STANDING POSES SEQUENCE
After this, the pose will be promoted with a triangle pose. Move through Triangle, Revolving Triangle, Extended Side Angle, and Revolving Side Angle. You will perform with two further folds. Wide-legged forward fold and side intense stretch.
You’ll continue your journey further with some standing balance poses, extended hand-to-big toe pose (Utthita Hasta Padangusthasana), and half-bound Lotus intense stretches. Note that each mudra will be performed on both the left and right sides.
SITTING POSES SEQUENCE
After the standing posture, you will now be doing the sitting posture. The sitting posture segment begins with Dandasana, Staff Pose. This sequence will go on to complete some variations of Paschimottanasana (Seated Forward Bend) and Purvottanasana (Upward Plank Pose). After these folding and twisting, you will practice the Head to Forwarding knee bend and the four versions of Marichyasana (the pose dedicated to Sage Marichi).
Now there is Navasana, boat pose, five times. This part of the primary series is followed by a few sets of difficult asanas. You move into a more challenging asana Arm pressure pose ( Crow Pose) or (Bhujapidasana ), Tortoise pose (Kurmasana), Sleeping tortoise pose, The embryo in the womb pose (Garbhasana) or (Garbha Pindasana), Roster pose (Kukkutasana), and jump backs.
After this, the following family of angle poses is to be performed 3 times.
- Bound angle pose
- Seated angle pose
- Sleeping angle pose
Complete a few reclined poses in this category before moving on to the finishing sequence.

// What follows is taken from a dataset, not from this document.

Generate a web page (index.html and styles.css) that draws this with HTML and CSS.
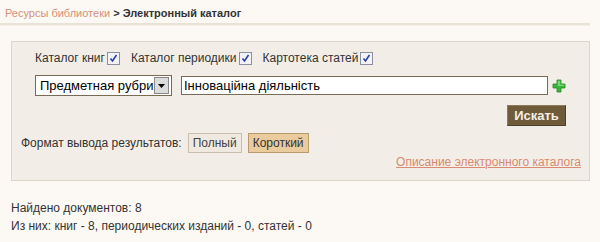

- Lateral sleeping thumb to foot pose (Supta Padangushtasana)
- Both thumbs to feet pose (Ubhaya Padangushtasana)
- Upward facing forward stretch pose (Urdhva Mukha Paschimattanasana)

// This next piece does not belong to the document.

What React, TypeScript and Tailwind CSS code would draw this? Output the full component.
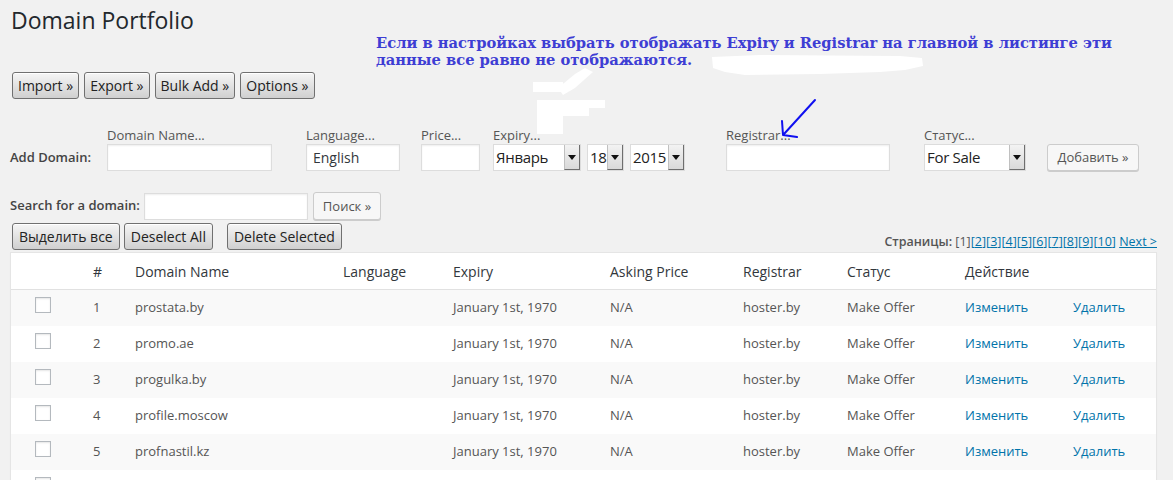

- Bridge pose (Setu Bandhasana)
- Elevated bow pose (Urdhva Dhanurasana)
- West-Back (extended-intense) stretching pose (Paschimattanasana)
FINISHING POSES SEQUENCE
The nine poses make up the closing sequence of the primary series. The ending inversions encourage you to breathe more and increase blood circulation in the body.
It begins with Salamba Sarvangasana (Shoulder Stand) and then ends with the following asanas in fluidity.
- Plow Pose (Halasana)
- Ear pressure pose (Karnapidasana)
- Elevated lotus pose (Urdhva Padmasana)
- Embryo pose (Pindasana)
- Fish pose (Matsyasana)
- Extended foot pose (Uttana Padasana)
- Head standing pose (Shirshasana)
- Upward staff Head Stand
- Child’s Pose (Balasana)
- Bound lotus pose (Baddha Padmasana)
THE LAST THREE POSES SEQUENCE
In the last three asanas, you will enter a state of calm
- Yoga Mudra (Yoga gesture)
- Lotus Pose (Padmasana)
- Lifted Lotus or Sprung up (Uth Pluthi (Tolasana))

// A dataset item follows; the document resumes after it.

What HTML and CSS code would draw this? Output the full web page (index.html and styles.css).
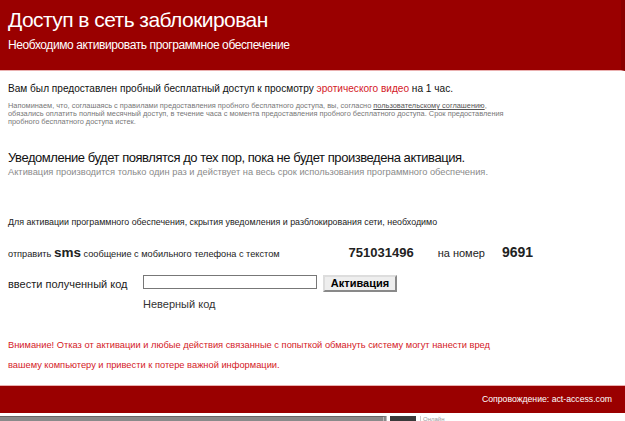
FILE: index.html
```html
<!DOCTYPE html>
<html lang="ru">
<head>
  <meta charset="UTF-8" />
  <title>Доступ в сеть заблокирован</title>
  <link rel="stylesheet" href="styles.css">
</head>
<body>
  <div class="header">
    <h1>Доступ в сеть заблокирован</h1>
    <p class="subtitle">Необходимо активировать программное обеспечение</p>
  </div>

  <div class="content">
    <p class="lead">Вам был предоставлен пробный бесплатный доступ к просмотру <span class="red">эротического видео</span> на 1 час.</p>
    <p class="note">
      Напоминаем, что, соглашаясь с правилами предоставления пробного бесплатного доступа, вы, согласно <a href="#">пользовательскому соглашению</a>,<br>
      обязались оплатить полный месячный доступ, в течение часа с момента предоставления пробного бесплатного доступа. Срок предоставления<br>
      пробного бесплатного доступа истек.
    </p>

    <p class="notice">Уведомление будет появлятся до тех пор, пока не будет произведена активация.</p>
    <p class="notice-sub">Активация производится только один раз и действует на весь срок использования программного обеспечения.</p>

    <p class="step">Для активации программного обеспечения, скрытия уведомления и разблокирования сети, необходимо</p>

    <div class="sms-row">
      <span>отправить <b class="sms">sms</b> сообщение с мобильного телефона с текстом</span>
      <b class="code">751031496</b>
      <span class="to">на номер</span>
      <b class="number">9691</b>
    </div>

    <div class="code-row">
      <label for="code">ввести полученный код</label>
      <div class="field">
        <div class="inputs">
          <input id="code" type="text">
          <button>Активация</button>
        </div>
        <div class="error">Неверный код</div>
      </div>
    </div>

    <p class="warning">
      Внимание! Отказ от активации и любые действия связанные с попыткой обмануть систему могут нанести вред<br>
      вашему компьютеру и привести к потере важной информации.
    </p>
  </div>

  <div class="footer">Сопровождение: act-access.com</div>

  <div class="taskbar">
    <div class="bar"></div>
    <div class="thumb"></div>
    <span class="online">Онлайн</span>
  </div>
</body>
</html>
```

FILE: styles.css
```css
body {
  margin: 0;
  font-family: "Liberation Sans", Arial, sans-serif;
  background: #fff;
  color: #222;
}
.header {
  box-sizing: border-box;
  height: 71px;
  background-color: #9a0000;
  color: #fff;
  padding: 5px 8px 0;
  border-bottom: 1px solid #eab0b0;
  border-right: 4px solid #8a0000;
}
h1 {
  margin: 0;
  font-size: 21px;
  letter-spacing: -0.55px;
  font-weight: normal;
  line-height: 30px;
}
.subtitle {
  margin: 3px 0 0;
  font-size: 12px;
  letter-spacing: -0.4px;
  line-height: 14px;
}
.content {
  padding: 11px 8px 0;
}
.lead {
  margin: 0;
  font-size: 10.1px;
  line-height: 14px;
  color: #111;
}
.red {
  color: #d4191f;
}
.note {
  margin: 6px 0 0;
  font-size: 7.4px;
  line-height: 8.2px;
  color: #777;
}
.note a {
  color: #555;
}
.notice {
  margin: 23px 0 0;
  font-size: 13px;
  letter-spacing: -0.45px;
  line-height: 16px;
  color: #111;
}
.notice-sub {
  margin: 0;
  font-size: 9.3px;
  line-height: 12px;
  color: #8a8a8a;
}
.step {
  margin: 38px 0 0;
  font-size: 8.9px;
  line-height: 12px;
  color: #222;
}
.sms-row {
  display: flex;
  align-items: baseline;
  margin-top: 16px;
  font-size: 9.2px;
  line-height: 16px;
  color: #222;
}
.sms {
  font-size: 13.5px;
}
.code {
  font-size: 13px;
  margin-left: 69px;
  margin-right: 24px;
}
.to {
  font-size: 11px;
}
.number {
  font-size: 14px;
  margin-left: 17px;
}
.code-row {
  display: flex;
  margin-top: 13px;
  font-size: 11px;
}
.code-row label {
  width: 135px;
  padding-top: 2px;
  line-height: 14px;
}
.inputs {
  display: flex;
  align-items: flex-start;
  gap: 6px;
}
input {
  box-sizing: border-box;
  width: 174px;
  height: 14px;
  padding: 0;
  border: 1px solid #777;
}
button {
  box-sizing: border-box;
  font-family: inherit;
  font-size: 11px;
  font-weight: bold;
  padding: 0;
  height: 17px;
  width: 74px;
  background: #eee;
  border: 2px outset #ddd;
}
.error {
  margin-top: 6px;
  line-height: 12px;
  color: #333;
}
.warning {
  margin: 25px 0 0;
  font-size: 9.3px;
  line-height: 20px;
  color: #d4191f;
}
.footer {
  margin-top: 10px;
  box-sizing: border-box;
  height: 28px;
  background-color: #9a0000;
  border-top: 1px solid #eab0b0;
  color: #fff;
  font-size: 8.7px;
  line-height: 27px;
  text-align: right;
  padding-right: 13px;
}
.taskbar {
  display: flex;
  align-items: stretch;
  margin-top: 3px;
  height: 7px;
  overflow: hidden;
  font-size: 6px;
  line-height: 7px;
  color: #999;
}
.bar {
  width: 383px;
  background: #8a8a8a;
  border-top: 1px solid #666;
  border-right: 4px double #bbb;
}
.thumb {
  width: 26px;
  margin-left: 3px;
  background: #3a3a3a;
}
.online {
  margin-left: 4px;
  border-left: 1px solid #ccc;
  padding-left: 2px;
}
```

The class will end by chanting the Ashtanga Yoga Mantra.
Svasthi Praja Bhyaha Pari Pala Yantam
Nya Yena Margena Mahim Mahishaha
Go Brahmanebhyaha Shubamastu Nityam
Lokah Samastah Sukhino Bhavantu
Om Shanti Shanti Shantihi
The Benefits of the Primary Series of Ashtanga Yoga
Although the practice of Ashtanga yoga is quite challenging, it is also one of the most adaptable. It has many benefits, includeing.
- Improved flexibility, balance, and strength
- Increased muscle tone
- Improved cardiovascular fitness
- Remove stiffness/tightness
- Reduced stress, dipression, and anxiety
- detoxify the nervous system
- Enhanced concentration, confidence, willpower, and mind-body awareness
- Detox the Nadis
- Lower blood pressure
- Clear the chakras
Although Ashtanga can make you fit, it has its origins in a deep spiritual practice with enlightenment as its origin.
Ashtanga Yoga was inspired by the “Patanjali Yoga Sutras”, a revered and ancient Sanskrit text. The teacher most associated with Ashtanga in the Western world is K. Pattabhi Jois, whose method begins with an elementary series and progresses into advanced poses suitable for experienced practitioners.
The Ashtanga Yoga Primary Series is called Yoga Chikitsa. It aims to realign the spine, detoxify the body, and build strength, flexibility, and stamina. It begins with Surya Namaskar (Surya Namaskar A and Surya Namaskar B) and is preceded by relaxation in standing poses, seated poses, inversions, and backbends.